As surely you have noticed the new model matrix has been changed, this assure the next steps in the iteration will have a new "guessed model", but this time it is originated from the inversion
Now, lets look at the second part of the solution, which is pretty much the same as the first part
% Creating a new figure for the next stage
% and plotting first solution as a cyan circle
figure(4);
plot3(mi(1),mi(2),-mi(3),'co')
hold on
% evalauting condition before starting next iterations
elseif cont>1
dobs(:)=[tp(:);ts(:)];
for i=1:18
alpha=v2(i);
% calculating the partial derivatives
dtdx(i)=(-(xco(i)-mi(1,1)));
dtdx(i)=dtdx(i)/(alpha^2*(arrvt(i)-mi(4)));
dtdy(i)=(-(yco(i)-mi(2,1)));
dtdy(i)=dtdy(i)/(alpha^2*(arrvt(i)-mi(4)));
dtdz(i)=(-(zco(i)-mi(3,1)));
dtdz(i)=dtdz(i)/(alpha^2*(arrvt(i)-mi(4)));
dtdt(i)=1;
% travel time calculation
ttt(i)=sqrt(((xco(i)-mi(1,1))*(xco(i)-mi(1,1))+((yco(i)-mi(2,1))*(yco(i)-mi(2,1)))+((zco(i)-mi(3,1))*(zco(i)-mi(3,1))))/alpha;
dpred(i)=mi(4)+ttt(i);
d(i)=dobs(i)-dpred(i);
end
G=[dtdx dtdy dtdz dtdt];
% Getting Eigenvalues and Eigenvectors of G
[U,S,V] = svd(G);
% Least square solution
dm=inv(G'*G)*G'*d;
% updating the 'mi' vector
mi=mi+dm;
mic(cont,:)=(mi(:))';
dc=G*mi;
E=(sum(d(:)).^2);
end
end
%deleting zeros rows in the mic matrix
av=mic;
av(~any(mic,2),:)=[];
mic=av;
clear av
Then,all we need is just to follow small details for graphing(a work around to get different colours in the same graph)
for i=2:cont-1
% Plot each iteratively calculated solution as a blue circle
plot3(mic(i,1),mic(i,2),-mic(i,3),'o','Color',[0 0 1]);
end
In order to know how many iterations took the routine to get over the minimum error constrain
sprintf(' # of iterations %d',cont)
Finally, plot the best solution as a red circle
hold on
plot3(mic(cont,1),mic(cont,2),-mic(cont,3),'o','Color',[1 0 0]);
xlabel('X'),ylabel('Y'), grid;
hold on
plot3(xco(:,:),yco(:,:),-zco(:,:),'*','Color',[0 0 1])

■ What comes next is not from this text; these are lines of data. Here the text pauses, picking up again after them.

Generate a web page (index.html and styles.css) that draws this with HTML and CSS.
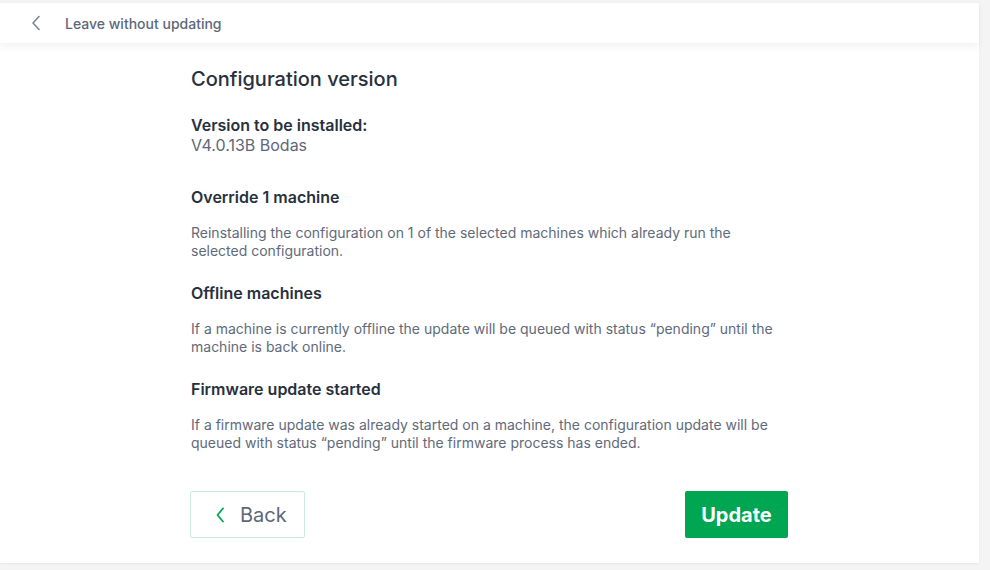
FILE: index.html
```html
<!DOCTYPE html>
<html>
<head>
<meta charset="utf-8">
<link rel="stylesheet" href="styles.css">
</head>
<body>
<div class="card">
  <header class="topbar">
    <svg class="chev" width="10" height="16" viewBox="0 0 10 16"><path d="M8 1.5 L2 8 L8 14.5" fill="none" stroke="#7a8494" stroke-width="1.6" stroke-linecap="round" stroke-linejoin="round"/></svg>
    <span class="leave">Leave without updating</span>
  </header>
  <main class="content">
    <h1 class="title">Configuration version</h1>
    <div class="version">
      <div class="vlabel">Version to be installed:</div>
      <div class="vvalue">V4.0.13B Bodas</div>
    </div>
    <section class="sect first">
      <h2>Override 1 machine</h2>
      <p>Reinstalling the configuration on 1 of the selected machines which already run the selected configuration.</p>
    </section>
    <section class="sect">
      <h2>Offline machines</h2>
      <p>If a machine is currently offline the update will be queued with status “pending” until the machine is back online.</p>
    </section>
    <section class="sect">
      <h2>Firmware update started</h2>
      <p>If a firmware update was already started on a machine, the configuration update will be queued with status “pending” until the firmware process has ended.</p>
    </section>
    <div class="actions">
      <button class="btn back"><svg width="10" height="16" viewBox="0 0 10 16"><path d="M8 1.5 L2.5 8 L8 14.5" fill="none" stroke="#00a651" stroke-width="1.8" stroke-linecap="round" stroke-linejoin="round"/></svg><span>Back</span></button>
      <button class="btn update">Update</button>
    </div>
  </main>
</div>
</body>
</html>
```
FILE: styles.css
```css
html, body { margin: 0; padding: 0; }
body {
  background: #f4f4f4;
  font-family: Inter, "Noto Sans", sans-serif;
  width: 990px;
  height: 570px;
  overflow: hidden;
}
.card {
  margin: 3px 0 0 0;
  width: 979px;
  height: 560px;
  background: #fff;
  box-shadow: 0 1px 2px rgba(0,0,0,0.06);
}
.topbar {
  height: 41px;
  display: flex;
  align-items: center;
  box-shadow: 0 3px 8px rgba(0,0,0,0.05);
  border-bottom: 1px solid #f4f5f6;
  box-sizing: border-box;
}
.chev { margin-left: 31px; margin-right: 24px; }
.leave { font-size: 14px; color: #5e6778; font-weight: 500; }
.content {
  width: 598px;
  margin-left: 190px;
  padding-top: 22px;
}
.title {
  margin: 0 0 0 1px;
  font-size: 20px;
  line-height: 26px;
  font-weight: 500;
  color: #28303d;
}
.version { margin: 24px 0 0 1px; }
.vlabel { font-size: 16px; font-weight: 600; color: #28303d; line-height: 19px; }
.vvalue { font-size: 16px; color: #5e6778; line-height: 20px; }
.sect { margin-left: 1px; margin-top: 23px; }
.sect.first { margin-top: 32px; }
.sect h2 { margin: 0; font-size: 16px; font-weight: 600; color: #28303d; line-height: 20px; }
.sect p { margin: 17px 0 0 0; font-size: 14px; line-height: 18px; color: #616a7a; width: 590px; }
.actions {
  margin-top: 39px;
  display: flex;
  justify-content: space-between;
}
.btn { font-family: inherit; cursor: pointer; height: 47px; border-radius: 2px; }
.back {
  width: 115px;
  background: #fff;
  border: 1px solid #c8ece0;
  display: flex;
  align-items: center;
  padding: 0 0 0 24px;
  gap: 15px;
  font-size: 20px;
  color: #5e6778;
}
.update {
  width: 103px;
  border: none;
  background: #00a651;
  color: #fff;
  font-size: 20px;
  font-weight: 700;
}
```
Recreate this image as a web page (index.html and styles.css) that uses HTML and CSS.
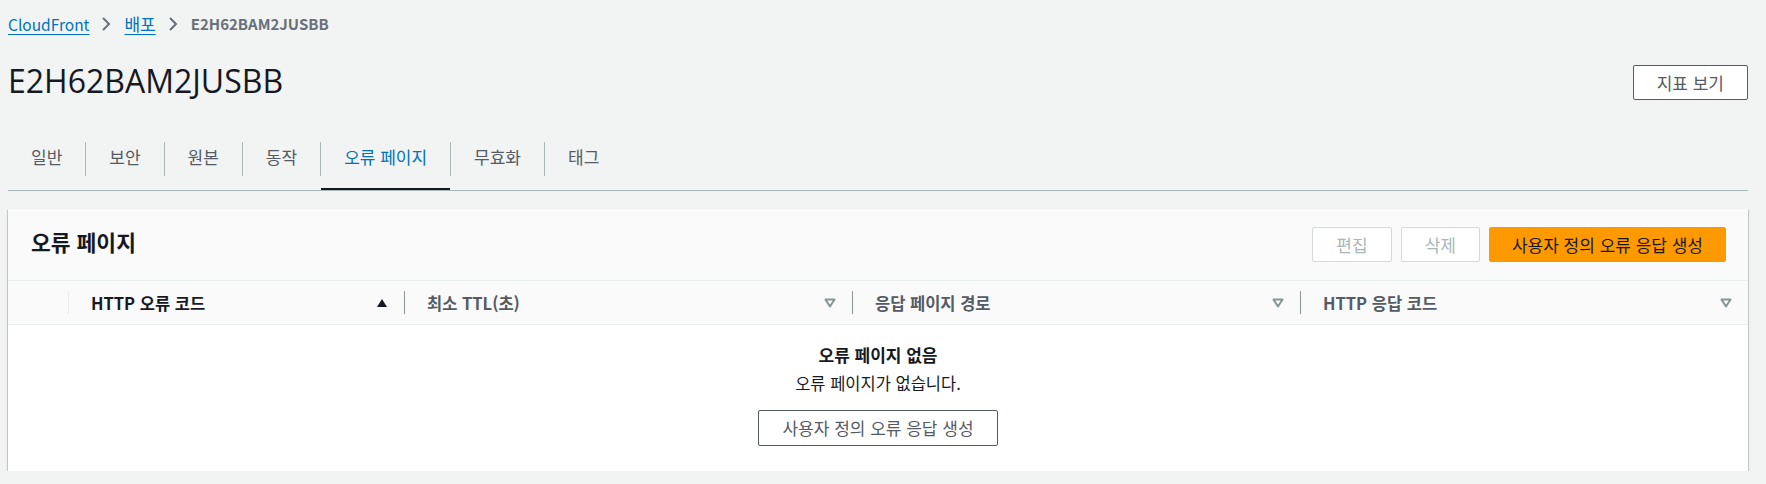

The final graph should look like
Figure 4. Earthquake hypocenter from inversion(Red circle).
Note the change in depth after each iteration(blue circles, Fig. 5). This has been a clear
example of how to use computational tools for solving real life problems.
Here is the script for this example hypocenter.txt after saving the file, just change the
".txt" extension to ".m" and it will work fine.
Finally, a graphical review of the calculations is shown below
Figure 5. Earthquake hypocenter from inversion.Note the change in depth after each iteration.
Red circle represents the best solution.